Key Discussion Points & Insights
1. Previously on Battersea: Violent Escalation
- Recap: The Hitchings’ family haunting intensified, with the poltergeist “Donald” now violently targeting 15-year-old Shirley, including alleged arson (Shirley’s bedsheets spontaneously catching fire).
- Marcus: “I don’t think that it’s likely that a 15-year-old girl in 1956 had the arson skills necessary to stump a hardened London fire investigator.” – (05:09)
2. Nature of the Haunting – Paranormal or Psychological?
- The hosts debate whether the phenomena were a prank, poltergeist, psychic event, or a Tulpa (psychic manifestation fueled by belief and attention).
- Henry: “I actually think it’s…the more middle way conversation is the fact that we’re seeing an actual contained psychic event mixed with a creation of a Tulpa completely accidentally by a family in London.” (05:44)

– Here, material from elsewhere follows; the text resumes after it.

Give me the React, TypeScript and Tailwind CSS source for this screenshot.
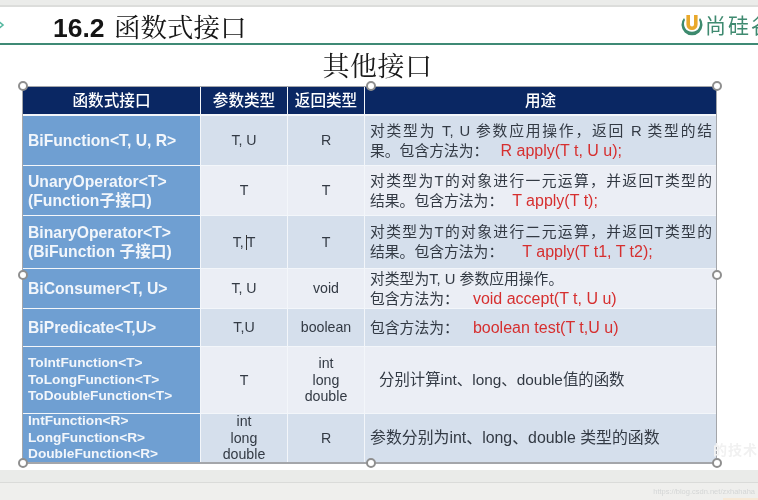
import type { ReactNode } from "react";

const SANS = "font-['Liberation_Sans','Noto_Sans_CJK_SC',sans-serif]";
const SERIF = "font-['Liberation_Serif','Noto_Serif_CJK_SC',serif]";

type Row = {
  name: ReactNode;
  nameSize?: string;
  params: ReactNode;
  ret: ReactNode;
  usage: ReactNode;
  usageClass?: string;
  tint: boolean;
};

function Fill({ children }: { children: ReactNode }) {
  // stretched first line, the slide text is justified to the cell width
  return <span className="block [text-align-last:justify]">{children}</span>;
}

function Red({ children, className = "" }: { children: ReactNode; className?: string }) {
  return <span className={"text-[16px] text-[#d62f2f] " + className}>{children}</span>;
}

const rows: Row[] = [
  {
    name: "BiFunction<T, U, R>",
    params: "T, U",
    ret: "R",
    tint: true,
    usage: (
      <>
        <Fill>对类型为 T, U 参数应用操作，返回 R 类型的结</Fill>
        <span className="block">
          果。包含方法为： <Red className="ml-2">R apply(T t, U u);</Red>
        </span>
      </>
    ),
  },
  {
    name: (
      <>
        UnaryOperator&lt;T&gt;
        <br />
        (Function子接口)
      </>
    ),
    params: "T",
    ret: "T",
    tint: false,
    usage: (
      <>
        <Fill>对类型为T的对象进行一元运算，并返回T类型的</Fill>
        <span className="block">
          结果。包含方法为：<Red className="ml-[9px]">T apply(T t);</Red>
        </span>
      </>
    ),
  },
  {
    name: (
      <>
        BinaryOperator&lt;T&gt;
        <br />
        (BiFunction 子接口)
      </>
    ),
    params: (
      <span className="inline-flex items-center">
        T,
        <span className="ml-[2px] h-[15px] w-px bg-[#333]" />
        T
      </span>
    ),
    ret: "T",
    tint: true,
    usage: (
      <>
        <Fill>对类型为T的对象进行二元运算，并返回T类型的</Fill>
        <span className="block">
          结果。包含方法为： <Red className="ml-[15px]">T apply(T t1, T t2);</Red>
        </span>
      </>
    ),
  },
  {
    name: "BiConsumer<T, U>",
    params: "T, U",
    ret: "void",
    tint: false,
    usage: (
      <>
        <span className="block">对类型为T, U 参数应用操作。</span>
        <span className="block">
          包含方法为： <Red className="ml-[10px]">void accept(T t, U u)</Red>
        </span>
      </>
    ),
  },
  {
    name: "BiPredicate<T,U>",
    params: "T,U",
    ret: "boolean",
    tint: true,
    usage: (
      <span className="block">
        包含方法为： <Red className="ml-[10px]">boolean test(T t,U u)</Red>
      </span>
    ),
  },
  {
    name: (
      <>
        ToIntFunction&lt;T&gt;
        <br />
        ToLongFunction&lt;T&gt;
        <br />
        ToDoubleFunction&lt;T&gt;
      </>
    ),
    nameSize: "text-[13.7px] leading-[16.5px]",
    params: "T",
    ret: (
      <>
        int
        <br />
        long
        <br />
        double
      </>
    ),
    tint: false,
    usage: "分别计算int、long、double值的函数",
    usageClass: "pl-[14px] text-[15.4px]",
  },
  {
    name: (
      <>
        IntFunction&lt;R&gt;
        <br />
        LongFunction&lt;R&gt;
        <br />
        DoubleFunction&lt;R&gt;
      </>
    ),
    nameSize: "text-[13.7px] leading-[16.5px]",
    params: (
      <>
        int
        <br />
        long
        <br />
        double
      </>
    ),
    ret: "R",
    tint: true,
    usage: "参数分别为int、long、double 类型的函数",
    usageClass: "pl-[5px] text-[15.9px]",
  },
];

function Handle({ className }: { className: string }) {
  return (
    <span
      className={
        "absolute h-[10px] w-[10px] rounded-full border-2 border-[#8f8f8f] bg-white " + className
      }
    />
  );
}

function Logo() {
  return (
    <div className="flex items-center gap-[2px]">
      <svg width="22" height="23" viewBox="0 0 22 23" className="shrink-0">
        <path d="M3 4A10.5 10.5 0 1 0 19 4L18 6A8 8 0 1 1 4 6Z" fill="#3d8a6e" />
        <path d="M7.2 1v9.5a3.8 3.8 0 0 0 7.6 0V1" fill="none" stroke="#e9a92c" strokeWidth="3.6" />
      </svg>
      <span className="whitespace-nowrap text-[21px] font-normal leading-none tracking-[2px] text-[#3f8a70]">尚硅谷</span>
    </div>
  );
}

function Table() {
  const cell = "flex items-center justify-center text-center text-[14.2px] leading-[16.5px] text-[#333a44]";
  return (
    <div className="relative ml-[22px] w-[695px] border border-b-[2px] border-[#a4a6aa]">
      <div className="grid grid-cols-[177px_86px_76px_351px] grid-rows-[28px_49px_49px_52px_39px_37px_66px_48px] gap-[1px] bg-[#f3f6fa]">
        {["函数式接口", "参数类型", "返回类型", "用途"].map((h) => (
          <div key={h} className="mb-[1px] flex items-center justify-center bg-[#0a2763] text-[15.6px] font-medium text-white">
            {h}
          </div>
        ))}
        {rows.map((r, i) => {
          const bg = r.tint ? "bg-[#d5dfec]" : "bg-[#ebeef5]";
          return (
            <div key={i} className="contents">
              <div className={"flex items-center bg-[#6f9fd2] pl-[5px] font-bold text-[#f2f6fb] " + (r.nameSize ?? "text-[15.7px] leading-[19px]")}>
                <div>{r.name}</div>
              </div>
              <div className={cell + " " + bg}>
                <div>{r.params}</div>
              </div>
              <div className={cell + " " + bg}>
                <div>{r.ret}</div>
              </div>
              <div className={"flex items-center pr-[4px] leading-[20px] text-[#333a44] " + (r.usageClass ?? "pl-[5px] text-[14.8px]") + " " + bg}>
                <div className="w-full">{r.usage}</div>
              </div>
            </div>
          );
        })}
      </div>
      <Handle className="-left-[5px] -top-[6px]" />
      <Handle className="left-[343px] -top-[6px]" />
      <Handle className="-right-[6px] -top-[6px]" />
      <Handle className="-left-[5px] top-[183px]" />
      <Handle className="-right-[6px] top-[183px]" />
      <Handle className="-bottom-[6px] -left-[5px]" />
      <Handle className="-bottom-[6px] left-[343px]" />
      <Handle className="-bottom-[6px] -right-[6px]" />
    </div>
  );
}

export default function App() {
  return (
    <div className={"relative flex h-[500px] w-[758px] flex-col overflow-hidden bg-[#ecedeb] blur-[0.35px] " + SANS}>
      <div className="h-[5px] shrink-0 bg-[#ebecea]" />
      <div className="h-[2px] shrink-0 bg-[#dcdddb]" />
      <div className="flex h-[463px] shrink-0 flex-col bg-white">
        <header className="flex h-[38px] shrink-0 items-center border-b-[2px] border-[#3f8a75]">
          <svg width="5" height="14" viewBox="0 0 5 14" className="shrink-0">
            <path d="M-3 2l6 5-6 5" fill="none" stroke="#55b8a0" strokeWidth="1.6" />
          </svg>
          <h1 className="ml-[48px] flex-1 pt-[7px] text-[26.5px] leading-none text-[#151515]">
            <span className="font-bold">16.2</span> <span className={"ml-[2px] font-normal " + SERIF}>函数式接口</span>
          </h1>
          <div className="w-[77px] shrink-0 overflow-hidden">
            <div className="w-[100px]">
              <Logo />
            </div>
          </div>
        </header>
        <h2 className={"mb-[2px] mt-[6px] pr-[3px] text-center text-[27px] font-normal leading-[33px] tracking-[0.5px] text-[#1a1a1a] " + SERIF}>其他接口</h2>
        <Table />
        <span className="absolute right-0 top-[440px] text-[14px] font-bold tracking-[1px] text-[#f1f1f1]">的技术</span>
      </div>
      <div className="h-[13px] shrink-0 border-b border-[#dadbd9] bg-[#eaebe9]" />
      <div className="flex-1 bg-[#efefed] pr-[3px] text-right text-[7.5px] leading-[17px] text-[#d4d6d6]">https://blog.csdn.net/zxhahaha</div>
      <span className="absolute bottom-0 right-0 h-[2px] w-[35px] bg-[#f6e8d6]" />
    </div>
  );
}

- Discussion of “tapping” communication and the endless, painstaking process of ghost messages—one letter at a time.
- Henry reads a poltergeist message: “Silly old cow. Do as I say. Pan. Monkey chops. Windbag. Bum fluff. You shit.” (13:26–13:58)
3. Donald’s Shape-Shifting Identities
- Donald’s identity morphs continually:
- A wronged actor from the 1700s,
- A French prince (Louis XVII, “the lost dauphin”),
- An eight-foot alien with space secrets,
- A violent pyromaniac and, at one point, pop culture figures like James Dean.
- Marcus: “This is the first time I’ve heard of a poltergeist bringing aliens into it!” (07:45)
- The "French Prince" theory fuels a years-long obsession for investigator Harold Chibbett.
4. The Chibbett Angle: True Believer or Duped Investigator?
- Chibbett is an ardent, almost naïve believer, compared to “wildlife photographers” not “Warrens-style” aggressive ghost hunters.
- Chibbett spends years hunting for “proof,” obsessing over French history, and seeking confirmation of Donald as Prince Louis XVII.
- Sunk cost fallacy: the longer he invests, the more desperate he is to prove it’s real.
- Henry: “That is the spookiest story of all: Harry Jibbet reading about Prince Louis for no reason for years.” (36:07)
5. Incidents & Escalations
- The “communication” with Donald goes beyond messages:
- Furniture moves, kitchen objects fly, recurring arson threats, hidden work clothes, and even direct violence (friend pushed on tracks, slop bucket dumped into Shirley’s underwear) – all leading to Shirley’s difficulties working outside the home.
- The activity increasingly centers around Shirley’s frustrations and desires—i.e., Donald wants her to have new clothes, beauty products, and (notably) to meet handsome young actors.
- Shirley is persistently at the center, with “Donald” possibly functioning as an extension of her psyche and adolescent anxieties.
6. Celebrity Obsession & Predictions
- Donald requests visits from celebrities featured in popular culture at the time, like Marius Goring (“The Scarlet Pimpernel”) and actors Jeremy and David Spencer.
- Claims of supernatural prediction: Donald allegedly predicts Jeremy Spencer’s car accident and another celebrity’s death, which seem to align (though the hosts are skeptical of Chibbett’s motives).
- Marcus: “But he had been saying for weeks beforehand that the car accident was coming...” (49:19)
- Henry mocks possible manipulation by Chibbett: “How do I cut these brakes?” (49:04)
7. Poltergeist as Shirley’s Psychological Phenomenon
- The hosts lean towards an interpretation where Shirley, perhaps subconsciously, generates the phenomenon via telekinesis—consistent with some poltergeist theory linking events to adolescent girls.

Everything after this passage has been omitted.